Sin embargo, y a pesar de ese engreimiento y esa altanera declaración de grupo distinguido, sus actividades de bicentenarios y tricentenarios, sus actos de afirmación de mojigato gaditanismo o de capillismo desatado, adobados por finos piropos pemanianos y con tufos de ceremonias pasadas de moda, no hacen sino ocupar el vacío que ha ido dejando una ciudadanía ausente y despistada. Y ese hueco lo ha rellenado un grotesco mundo de opereta, un templete de cartón-piedra para bailar la mazurca o el rigodón con una platea casposa y decimonónica que jalea pintorescas pamplinas.
Espejitos y cuentas de vidrios de colores para impresionar a una sociedad poco exigente.

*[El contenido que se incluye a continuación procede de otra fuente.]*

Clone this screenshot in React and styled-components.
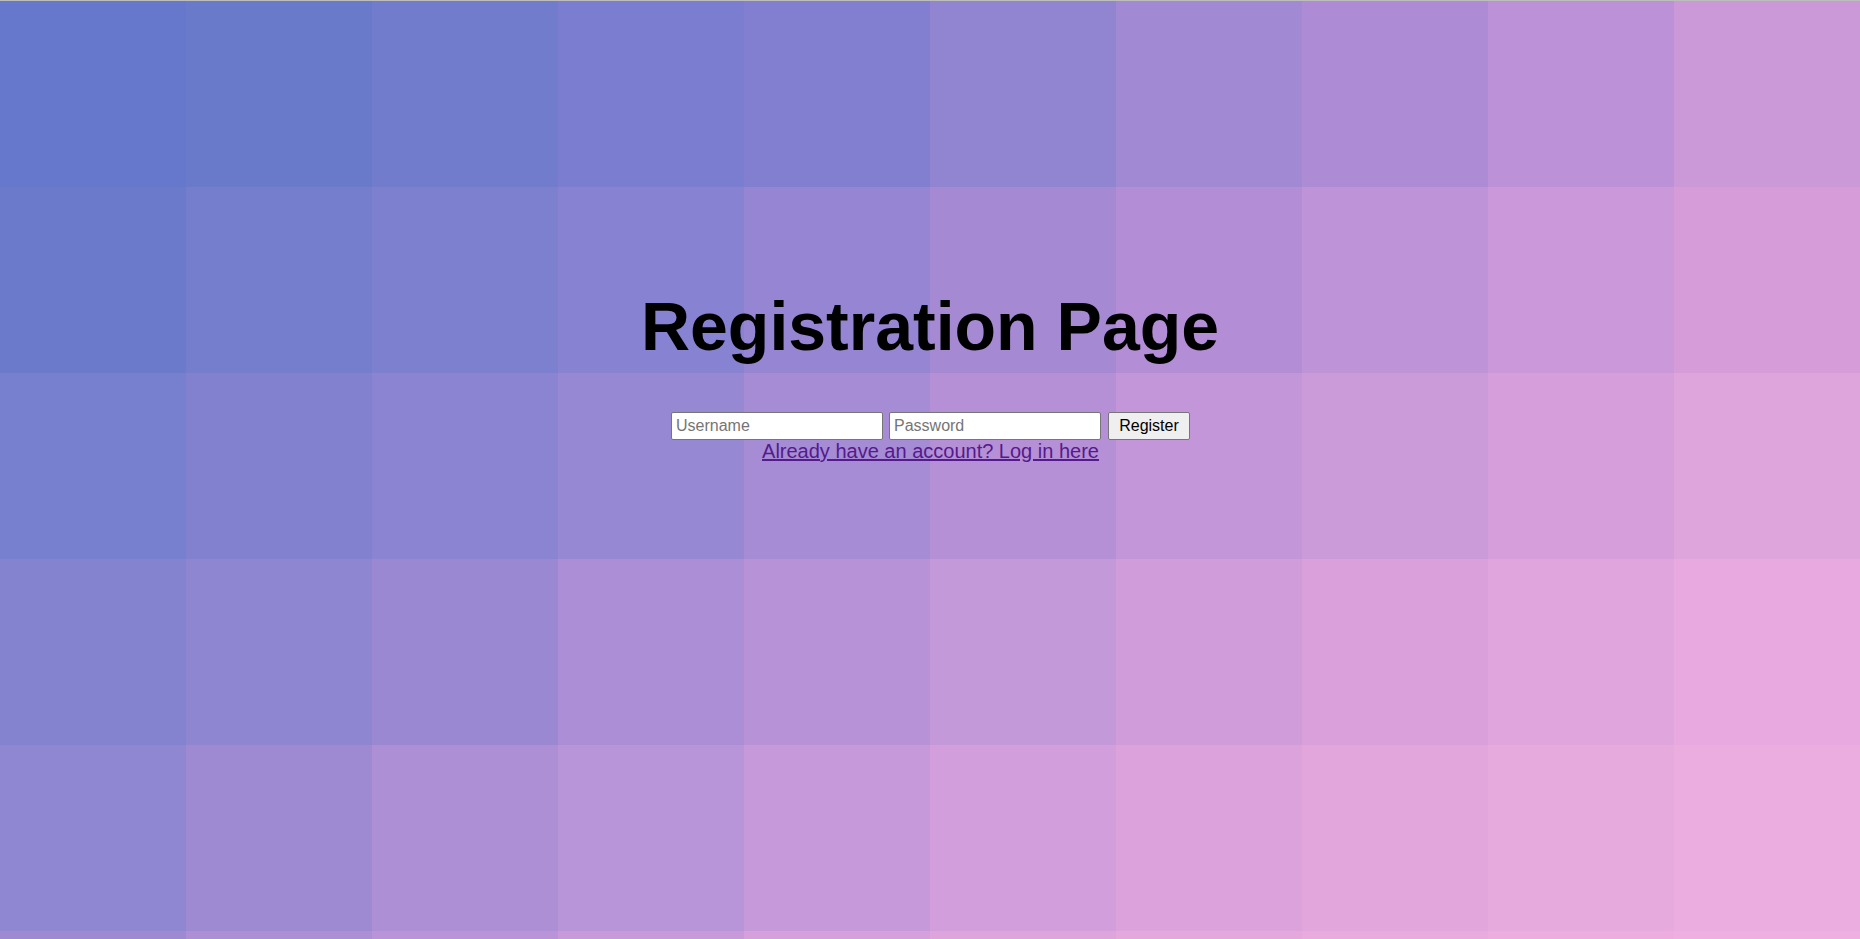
import React from "react";
import styled, { createGlobalStyle } from "styled-components";

const GlobalStyle = createGlobalStyle`
  html, body {
    margin: 0;
    padding: 0;
  }
  body {
    font-family: "Liberation Sans", Arial, sans-serif;
    border-top: 1px solid #bdbdbd;
    overflow: hidden;
  }
`;

const TILE_ROWS = [
  ["#6678CB", "#6A7ACB", "#717CCD", "#7B7ED0", "#837FD0", "#9184D0", "#A189D3", "#AD8BD5", "#BD91D7", "#CB98D8"],
  ["#6C7ACC", "#757ECC", "#7D80CF", "#8882D3", "#9585D2", "#A589D2", "#B38DD5", "#BE93D7", "#CB98D9", "#D69CD9"],
  ["#777FCF", "#8281CF", "#8A84D2", "#9788D3", "#A58CD4", "#B690D6", "#C296D8", "#CB9BD9", "#D69EDA", "#DEA4DC"],
  ["#8383D0", "#8E86D0", "#9A89D2", "#AB8ED6", "#B892D7", "#C399D9", "#D09DDA", "#DAA0DB", "#E0A5DD", "#E7A9DF"],
  ["#8F87D1", "#9D8AD3", "#AD8FD6", "#B894D9", "#C69ADA", "#D29EDB", "#DCA2DC", "#E2A6DD", "#E7AADD", "#EBACDF"],
  ["#9E8AD3", "#AD8FD6", "#BA94D8", "#C89ADA", "#D5A0DB", "#DEA4DC", "#E5A8DD", "#E9ABDE", "#EDADDF", "#EFAFE0"],
];

const Page = styled.div`
  position: relative;
  min-height: calc(100vh - 1px);
`;

const TileLayer = styled.div`
  position: absolute;
  inset: 0;
  z-index: 0;
  overflow: hidden;
  display: grid;
  grid-template-columns: repeat(10, 1fr);
  grid-auto-rows: 10vw;
`;

const Tile = styled.div`
  width: 100%;
  height: 100%;
`;

const Content = styled.main`
  position: relative;
  z-index: 1;
  display: flex;
  flex-direction: column;
  align-items: center;
  padding-top: 286px;
`;

const Title = styled.h1`
  margin: 0 0 47px;
  font-size: 68px;
  font-weight: 700;
  color: #000;
  line-height: normal;
`;

const Form = styled.form`
  display: flex;
  align-items: center;
  gap: 6px;
  padding-left: 1px;
`;

const Field = styled.input`
  box-sizing: border-box;
  width: 212px;
  height: 28px;
  padding: 0 4px;
  border: 1px solid #767676;
  border-radius: 2px;
  background: #fff;
  font-family: "Liberation Sans", Arial, sans-serif;
  font-size: 16px;
  color: #000;
  outline: none;

  &::placeholder {
    color: #757575;
  }
`;

const Button = styled.button`
  box-sizing: border-box;
  width: 82px;
  height: 28px;
  margin-left: 1px;
  padding: 0 8px;
  border: 1px solid #767676;
  border-radius: 2px;
  background: #efefef;
  font-family: "Liberation Sans", Arial, sans-serif;
  font-size: 16px;
  color: #000;
`;

const LoginLink = styled.a`
  font-size: 20px;
  color: #551a8b;
  text-decoration: underline;
  line-height: normal;
  padding-left: 1px;
`;

export default function App() {
  return (
    <>
      <GlobalStyle />
      <Page>
        <TileLayer>
          {TILE_ROWS.map((row, r) =>
            row.map((color, c) => <Tile key={`${r}-${c}`} style={{ background: color }} />)
          )}
        </TileLayer>
        <Content>
          <Title>Registration Page</Title>
          <Form onSubmit={(e) => e.preventDefault()}>
            <Field type="text" placeholder="Username" />
            <Field type="password" placeholder="Password" />
            <Button type="submit">Register</Button>
          </Form>
          <LoginLink href="#login">Already have an account? Log in here</LoginLink>
        </Content>
      </Page>
    </>
  );
}
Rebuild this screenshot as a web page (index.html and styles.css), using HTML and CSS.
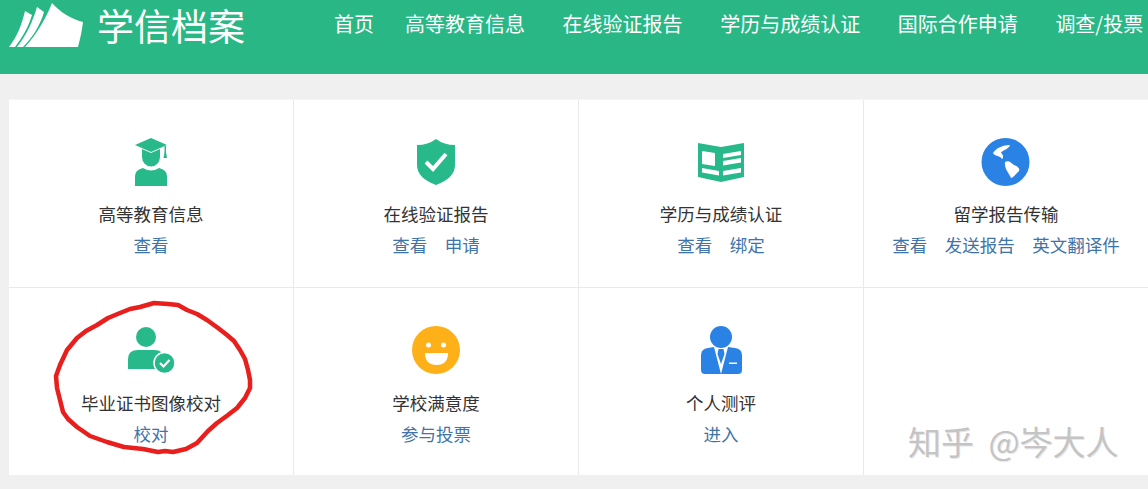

Porque los 200 se conocen bien el paño: cuanto menos exija el pueblo, más valor tendrán sus espejitos y cuentas de colores. Y justamente por eso ahí siguen, inamovibles, eternos, inevitables mariliendres, coleccionistas de placas, medievales catedráticos, poetas cofrades, cofrades poetas, vejestorios neomudéjares, expertos en Trivialidades Comparadas, indigestos escritores costumbristas y otros muebles de época maltratados por la carcoma. Una insuperable muestra de la progresiva parálisis conservadora de una ciudad que se empeña en interpretar partituras del pasado…
Por mi parte, llevo toda mi vida intentando no ser uno de esos 200. Prefiero incluirme en el resto, ese ciento y pico mil restante que demanda -o debería demandar- una cultura participativa, formativa, transmisora de valores, transformadora, revolucionaria -sí, revolucionaria- con responsabilidad social, que genere pensamiento crítico e inquisitivo. Y también, pública, transgresora, callejera y divertida.
Que no nos haga cada vez más cobardes y resignados, que es lo que nos ofrecen los 200. Además, lo que representan tiene un nombre: decadencia.